Das Oberlandesgericht Hamm hat am 11.04.2013 entschieden, dass ein Vorerbe Vollerbe wird, wenn der Erblasser testamentarisch verfügt hat, dass der Vorerbe frei über den Nachlass verfügen könne, wenn die zu Nacherben eingesetzten Kinder des Erblassers ihren Pflichtteil verlangen und dieser Fall eintritt.
In dem der Entscheidung zugrunde liegenden Fall hatte ein Erblasser seine zweite Ehefrau zur Vorerbin eingesetzt und seine Kinder aus erster Ehe zu Nacherben. Ebenfalls verfügte er, dass die Vorerbin „frei“ über den Nachlass verfügen könne, falls mehr als eines seiner Kinder den Pflichtteil geltend machte. Nach dem Tod des Erblassers zahlte seine Ehefrau an jedes Kind aufgrund eines notariellen Vertrages einen Geldbetrag zur Abfindung ihrer erbrechtlichen Ansprüche.
Das zuständige Grundbuchamt verweigerte jedoch die Eintragung der Ehefrau als Erbin eines im Nachlass befindlichen Grundstücks ohne Eintragung eines Nacherbenvermerks. Der 15. Zivilsenat des OLG Hamm gab der Beschwerde der Ehefrau gegen die Entscheidung des Grundbuchamts statt. Aufgrund des notariellen Vertrages zwischen der Ehefrau und den Kindern des Erblassers seien die Pflichtteile der Kinder geltend gemacht worden. Die Auslegung der letztwilligen Verfügung des Erblassers ergebe, dass seine Ehefrau für diesen Fall von den Beschränkungen der Nacherbschaft befreit sei und somit zur Vollerbin werde. Anders könne die Bestimmung, dass sie frei über den Nachlass verfügen könne, nicht interpretiert werden.

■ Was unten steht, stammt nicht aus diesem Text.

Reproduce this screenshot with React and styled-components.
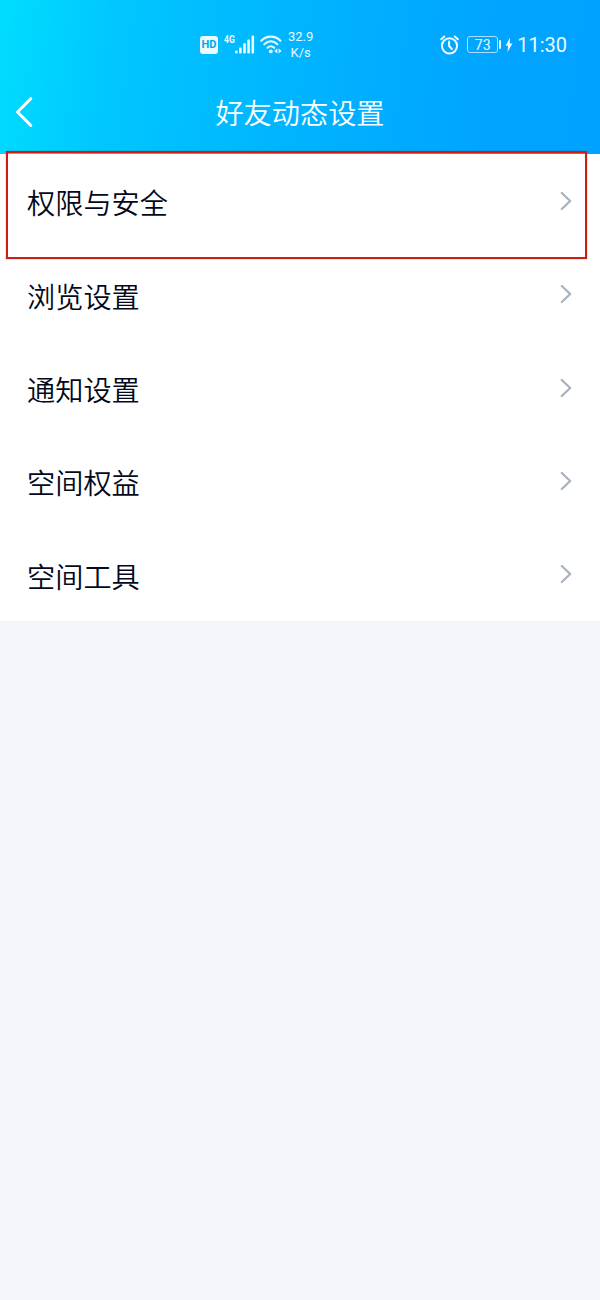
import React from "react";
import styled, { createGlobalStyle } from "styled-components";

const items = ["权限与安全", "浏览设置", "通知设置", "空间权益", "空间工具"];

const App = () => {
  return (
    <>
      <GlobalStyle />
      <Page>
        <Header>
          <StatusBar>
            <Network>
              <HdIcon />
              <SignalIcon />
              <WifiIcon />
              <Speed>
                <span>32.9</span>
                <span>K/s</span>
              </Speed>
            </Network>
            <Device>
              <AlarmIcon />
              <Battery>73</Battery>
              <BatteryTip />
              <BoltIcon />
              <Time>11:30</Time>
            </Device>
          </StatusBar>
          <TitleBar>
            <BackButton aria-label="返回">
              <svg width="20" height="32" viewBox="0 0 20 32" fill="none">
                <path
                  d="M16.8 2.6L3.4 16L16.8 29.4"
                  stroke="#fff"
                  strokeWidth="3"
                  strokeLinecap="round"
                  strokeLinejoin="round"
                />
              </svg>
            </BackButton>
            <Title>好友动态设置</Title>
          </TitleBar>
        </Header>
        <List>
          {items.map((label, index) => (
            <Row key={label}>
              <Label>{label}</Label>
              <ChevronIcon />
              {index === 0 && <Highlight />}
            </Row>
          ))}
        </List>
      </Page>
    </>
  );
};

export default App;

const HdIcon = () => (
  <HdBadge>
    <span>HD</span>
  </HdBadge>
);

const SignalIcon = () => (
  <Signal>
    <Generation>4G</Generation>
    <svg width="20" height="20" viewBox="0 0 20 20" fill="#eafaff">
      <rect x="0" y="15.4" width="2.6" height="3.2" rx="0.8" />
      <rect x="4.1" y="12.4" width="2.6" height="6.2" rx="0.8" />
      <rect x="8.2" y="8.2" width="2.6" height="10.4" rx="0.8" />
      <rect x="12.3" y="4.4" width="2.6" height="14.2" rx="0.8" />
      <rect x="16.5" y="0.6" width="2.6" height="18" rx="0.8" />
    </svg>
  </Signal>
);

const WifiIcon = () => (
  <svg width="24" height="20" viewBox="0 0 24 20" fill="none">
    <g stroke="#eafaff" strokeWidth="2.1" strokeLinecap="round">
      <path d="M1.3 5.7C6.7 0.3 15 0.3 20.4 5.7" />
      <path d="M4.3 9.3C8.3 5.4 13.4 5.4 17.4 9.3" />
      <path d="M7.5 12.7C9.6 10.9 12.1 10.9 14.2 12.7" />
    </g>
    <circle cx="10.8" cy="16.4" r="1.9" fill="#eafaff" />
    <path d="M17.3 13.6V18.6L14.3 16.1ZM18.6 13.6V18.6L21.6 16.1Z" fill="#eafaff" />
  </svg>
);

const AlarmIcon = () => (
  <svg width="20" height="20" viewBox="0 0 20 20" fill="none">
    <g stroke="#f0faff" strokeWidth="2" strokeLinecap="round">
      <circle cx="9.5" cy="10.8" r="7.6" />
      <path d="M9.1 6.6V11L11.9 14" strokeLinejoin="round" />
      <path d="M1.2 4.3L4.3 1.5M14.8 1.5L17.9 4.3" />
    </g>
  </svg>
);

const BoltIcon = () => (
  <Bolt width="8" height="16" viewBox="0 0 8 16" fill="#f0faff">
    <path d="M5 0.8L0.6 8.8H3.1L2.5 15L7.5 6.5H4.7Z" />
  </Bolt>
);

const ChevronIcon = () => (
  <Chevron width="14" height="20" viewBox="0 0 14 20" fill="none">
    <path
      d="M2.8 2L11.2 10L2.8 18"
      stroke="#a8b3c0"
      strokeWidth="2.3"
      strokeLinecap="round"
      strokeLinejoin="round"
    />
  </Chevron>
);

const GlobalStyle = createGlobalStyle`
  body {
    margin: 0;
    background: #f4f5fa;
  }
`;

const Page = styled.main`
  width: 600px;
  min-height: 1300px;
  font-family: "Noto Sans CJK SC", sans-serif;
  background: #f4f5fa;
`;

const Header = styled.header`
  height: 153.6px;
  display: flex;
  flex-direction: column;
  color: #fff;
  background: linear-gradient(97deg, #00ddff 0%, #00d6ff 6%, #00c6ff 20%, #00b4ff 50%, #00a5ff 80%, #00a2ff 100%);
`;

const StatusBar = styled.div`
  display: flex;
  justify-content: space-between;
  box-sizing: border-box;
  height: 74px;
  padding: 15px 33px 0 200px;
  font-family: Roboto, sans-serif;
  color: #eafaff;
`;

const Network = styled.div`
  display: flex;
  align-items: center;
`;

const HdBadge = styled.div`
  display: flex;
  align-items: center;
  justify-content: center;
  width: 18px;
  height: 18px;
  border-radius: 3px;
  background: #eafaff;
  color: #00a9e8;
  font-size: 11px;
  font-weight: 700;
  line-height: 18px;
`;

const Signal = styled.div`
  display: flex;
  align-items: flex-start;
  margin-left: 6px;
  margin-right: 5px;
`;

const Generation = styled.span`
  width: 11px;
  font-size: 10.5px;
  font-weight: 700;
  line-height: 9px;
  transform: scaleX(0.82);
  transform-origin: left;
`;

const Speed = styled.div`
  display: flex;
  flex-direction: column;
  align-items: center;
  margin-left: 4px;
  font-size: 13px;
  line-height: 15.5px;
`;

const Device = styled.div`
  display: flex;
  align-items: center;
`;

const Battery = styled.div`
  box-sizing: border-box;
  width: 31px;
  height: 17px;
  margin-left: 7px;
  border: 1px solid #a9e0ff;
  border-radius: 3px;
  font-size: 14px;
  line-height: 16px;
  text-align: center;
`;

const BatteryTip = styled.div`
  width: 2px;
  height: 9px;
  margin-left: 1px;
  border-radius: 1px;
  background: #eafaff;
`;

const Bolt = styled.svg`
  margin: 0 4px;
`;

const Time = styled.span`
  font-size: 20px;
  line-height: 24px;
`;

const TitleBar = styled.div`
  display: grid;
  grid-template-columns: 60px 1fr 60px;
  align-items: center;
  height: 76px;
`;

const BackButton = styled.button`
  display: flex;
  padding: 0 0 0 14px;
  border: none;
  background: none;
`;

const Title = styled.h1`
  margin: 0;
  font-size: 28.2px;
  font-weight: 350;
  line-height: 42px;
  text-align: center;
`;

const List = styled.section`
  background: #fff;
`;

const Row = styled.div`
  position: relative;
  display: flex;
  align-items: center;
  justify-content: space-between;
  box-sizing: border-box;
  height: 93.4px;
  padding: 4px 27px 0 27px;
`;

const Label = styled.span`
  font-size: 28.2px;
  font-weight: 350;
  line-height: 42px;
  color: #03081a;
`;

const Chevron = styled.svg`
  margin-bottom: 3px;
`;

/* red frame drawn over the first row, slightly taller than it */
const Highlight = styled.div`
  position: absolute;
  top: -2.6px;
  left: 6px;
  box-sizing: border-box;
  width: 581px;
  height: 108px;
  border: 2px solid #cb1f14;
  box-shadow: 0 0 1px rgba(80, 60, 60, 0.7);
`;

OLG Hamm, 11.04.2013, 15 W 112/13
Quelle: Pressemitteilung OLG Hamm
Anmerkung: Die Erbeinsetzung als Vorerbe bedeutet, dass dieser nicht frei über den Nachlass verfügen kann, sondern die Substanz für die Nacherben erhalten muss. Um zu verhindern, dass ein Vorerbe ein Grundstück zum Nachteil der Nacherben veräußert, wird ein Nacherbenvermerk in das Grundbuch aufgenommen.